The More You Know said...

John, I think that's exactly what he's saying. Need proof? Check out these graphs from the National Panhellenic Council, of which every sorority (even locals) is a member. The graphs show that, as of 2005, just over 3.7 million women are members of over 2,900 hundred collegiate sorority chapters, with recruitment numbers rising. So yes, i think it is fair to claim that "millions of females of college age" are clamoring to join sororities.

To the issue of the rush system...yes, it's awful. But the system is dictated by Panhell, and not the College, and certainly not the women themselves. The rush system is the same everywhere, and a condition of being affiliated with NPC is following this rush system. I'm not defending it; I am just explaining it is not unique to Dartmouth.
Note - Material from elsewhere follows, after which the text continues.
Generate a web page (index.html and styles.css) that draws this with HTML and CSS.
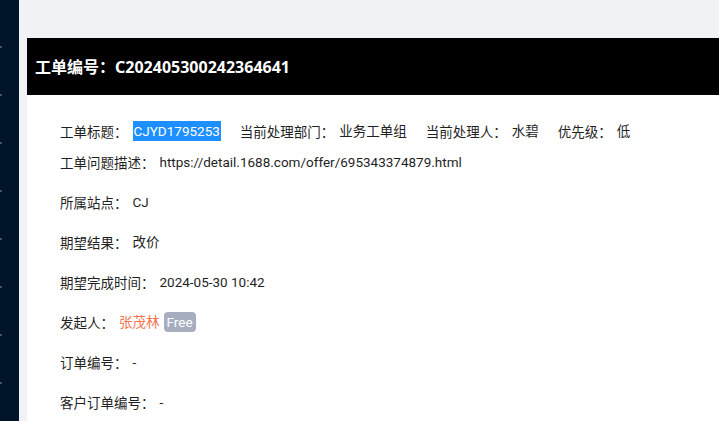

And you still have not addressed the overriding question here: why your vehement objection to the whole concept of sororities?

Anonymous said...

"Why are the smartest ladies in the country going along with it?"

"Ladies"? Okay. They go along with it because that's how you join a sorority. It's silly and unfortunate, but it doesn't threaten anyone's health. Change will come.

What do the problems of rush have to do with the problem of balancing social spaces run by women? The lack of available buildings might exacerbate both, but that does not seem to be what you are trying to say.

"Are you trying to argue that the millions of females of college age in America are all burning to pledge a sorority??"

"Females"? Okay. Yes, millions of college women join sororities every year. You are probably aware of this. It is not the fault of the admissions office.